→ What to do
Return the listing below exactly, with the pictures dropped.

───── Source data ─────

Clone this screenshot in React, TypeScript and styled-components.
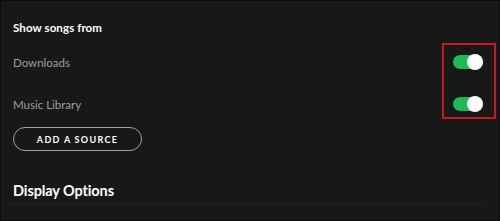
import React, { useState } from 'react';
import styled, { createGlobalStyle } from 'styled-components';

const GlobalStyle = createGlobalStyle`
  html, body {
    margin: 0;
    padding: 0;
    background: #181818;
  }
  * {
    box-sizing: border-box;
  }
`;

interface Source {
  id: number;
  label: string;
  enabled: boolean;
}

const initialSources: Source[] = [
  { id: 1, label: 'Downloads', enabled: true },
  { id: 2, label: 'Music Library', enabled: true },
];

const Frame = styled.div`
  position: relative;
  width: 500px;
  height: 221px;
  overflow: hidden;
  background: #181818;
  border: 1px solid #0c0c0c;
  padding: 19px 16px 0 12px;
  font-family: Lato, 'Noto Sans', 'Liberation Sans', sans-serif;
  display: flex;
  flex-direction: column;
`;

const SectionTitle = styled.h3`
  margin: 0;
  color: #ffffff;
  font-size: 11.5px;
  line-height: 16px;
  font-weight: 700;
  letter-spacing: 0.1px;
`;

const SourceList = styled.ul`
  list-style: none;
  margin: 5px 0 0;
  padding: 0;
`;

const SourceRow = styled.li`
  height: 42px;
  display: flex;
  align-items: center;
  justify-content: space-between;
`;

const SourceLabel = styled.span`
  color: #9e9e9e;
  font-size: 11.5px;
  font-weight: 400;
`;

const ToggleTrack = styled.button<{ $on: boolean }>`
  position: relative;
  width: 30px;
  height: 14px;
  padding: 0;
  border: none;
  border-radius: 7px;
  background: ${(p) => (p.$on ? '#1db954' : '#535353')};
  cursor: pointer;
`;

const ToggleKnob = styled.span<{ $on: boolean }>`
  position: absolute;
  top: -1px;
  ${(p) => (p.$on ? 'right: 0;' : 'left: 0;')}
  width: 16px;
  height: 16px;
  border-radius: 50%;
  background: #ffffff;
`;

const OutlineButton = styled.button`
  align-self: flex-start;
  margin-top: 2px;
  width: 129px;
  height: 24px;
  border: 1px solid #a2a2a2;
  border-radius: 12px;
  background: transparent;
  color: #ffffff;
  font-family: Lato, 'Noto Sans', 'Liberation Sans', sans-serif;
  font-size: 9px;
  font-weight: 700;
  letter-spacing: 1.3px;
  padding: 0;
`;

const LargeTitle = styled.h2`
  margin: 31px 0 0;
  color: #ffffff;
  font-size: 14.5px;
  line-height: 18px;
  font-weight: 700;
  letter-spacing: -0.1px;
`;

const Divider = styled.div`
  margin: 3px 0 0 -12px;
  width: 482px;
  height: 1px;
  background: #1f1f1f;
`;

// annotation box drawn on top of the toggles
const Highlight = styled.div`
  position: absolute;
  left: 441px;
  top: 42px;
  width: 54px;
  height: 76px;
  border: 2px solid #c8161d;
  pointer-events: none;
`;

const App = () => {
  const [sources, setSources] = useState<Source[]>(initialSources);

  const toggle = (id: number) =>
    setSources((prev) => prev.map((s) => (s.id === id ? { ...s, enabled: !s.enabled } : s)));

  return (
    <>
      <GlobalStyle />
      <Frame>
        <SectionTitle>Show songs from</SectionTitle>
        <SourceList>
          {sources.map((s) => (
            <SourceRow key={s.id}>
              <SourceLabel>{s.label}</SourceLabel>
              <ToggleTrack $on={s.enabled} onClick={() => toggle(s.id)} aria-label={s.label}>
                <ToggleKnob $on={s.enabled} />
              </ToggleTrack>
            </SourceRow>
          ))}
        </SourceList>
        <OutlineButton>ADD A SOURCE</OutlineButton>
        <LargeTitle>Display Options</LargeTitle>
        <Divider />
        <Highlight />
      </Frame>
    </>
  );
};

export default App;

─────

→ Result of this task
Clone this screenshot in React, TypeScript and styled-components.
import React, { useState } from 'react';
import styled, { createGlobalStyle } from 'styled-components';

const GlobalStyle = createGlobalStyle`
  html, body {
    margin: 0;
    padding: 0;
    background: #181818;
  }
  * {
    box-sizing: border-box;
  }
`;

interface Source {
  id: number;
  label: string;
  enabled: boolean;
}

const initialSources: Source[] = [
  { id: 1, label: 'Downloads', enabled: true },
  { id: 2, label: 'Music Library', enabled: true },
];

const Frame = styled.div`
  position: relative;
  width: 500px;
  height: 221px;
  overflow: hidden;
  background: #181818;
  border: 1px solid #0c0c0c;
  padding: 19px 16px 0 12px;
  font-family: Lato, 'Noto Sans', 'Liberation Sans', sans-serif;
  display: flex;
  flex-direction: column;
`;

const SectionTitle = styled.h3`
  margin: 0;
  color: #ffffff;
  font-size: 11.5px;
  line-height: 16px;
  font-weight: 700;
  letter-spacing: 0.1px;
`;

const SourceList = styled.ul`
  list-style: none;
  margin: 5px 0 0;
  padding: 0;
`;

const SourceRow = styled.li`
  height: 42px;
  display: flex;
  align-items: center;
  justify-content: space-between;
`;

const SourceLabel = styled.span`
  color: #9e9e9e;
  font-size: 11.5px;
  font-weight: 400;
`;

const ToggleTrack = styled.button<{ $on: boolean }>`
  position: relative;
  width: 30px;
  height: 14px;
  padding: 0;
  border: none;
  border-radius: 7px;
  background: ${(p) => (p.$on ? '#1db954' : '#535353')};
  cursor: pointer;
`;

const ToggleKnob = styled.span<{ $on: boolean }>`
  position: absolute;
  top: -1px;
  ${(p) => (p.$on ? 'right: 0;' : 'left: 0;')}
  width: 16px;
  height: 16px;
  border-radius: 50%;
  background: #ffffff;
`;

const OutlineButton = styled.button`
  align-self: flex-start;
  margin-top: 2px;
  width: 129px;
  height: 24px;
  border: 1px solid #a2a2a2;
  border-radius: 12px;
  background: transparent;
  color: #ffffff;
  font-family: Lato, 'Noto Sans', 'Liberation Sans', sans-serif;
  font-size: 9px;
  font-weight: 700;
  letter-spacing: 1.3px;
  padding: 0;
`;

const LargeTitle = styled.h2`
  margin: 31px 0 0;
  color: #ffffff;
  font-size: 14.5px;
  line-height: 18px;
  font-weight: 700;
  letter-spacing: -0.1px;
`;

const Divider = styled.div`
  margin: 3px 0 0 -12px;
  width: 482px;
  height: 1px;
  background: #1f1f1f;
`;

// annotation box drawn on top of the toggles
const Highlight = styled.div`
  position: absolute;
  left: 441px;
  top: 42px;
  width: 54px;
  height: 76px;
  border: 2px solid #c8161d;
  pointer-events: none;
`;

const App = () => {
  const [sources, setSources] = useState<Source[]>(initialSources);

  const toggle = (id: number) =>
    setSources((prev) => prev.map((s) => (s.id === id ? { ...s, enabled: !s.enabled } : s)));

  return (
    <>
      <GlobalStyle />
      <Frame>
        <SectionTitle>Show songs from</SectionTitle>
        <SourceList>
          {sources.map((s) => (
            <SourceRow key={s.id}>
              <SourceLabel>{s.label}</SourceLabel>
              <ToggleTrack $on={s.enabled} onClick={() => toggle(s.id)} aria-label={s.label}>
                <ToggleKnob $on={s.enabled} />
              </ToggleTrack>
            </SourceRow>
          ))}
        </SourceList>
        <OutlineButton>ADD A SOURCE</OutlineButton>
        <LargeTitle>Display Options</LargeTitle>
        <Divider />
        <Highlight />
      </Frame>
    </>
  );
};

export default App;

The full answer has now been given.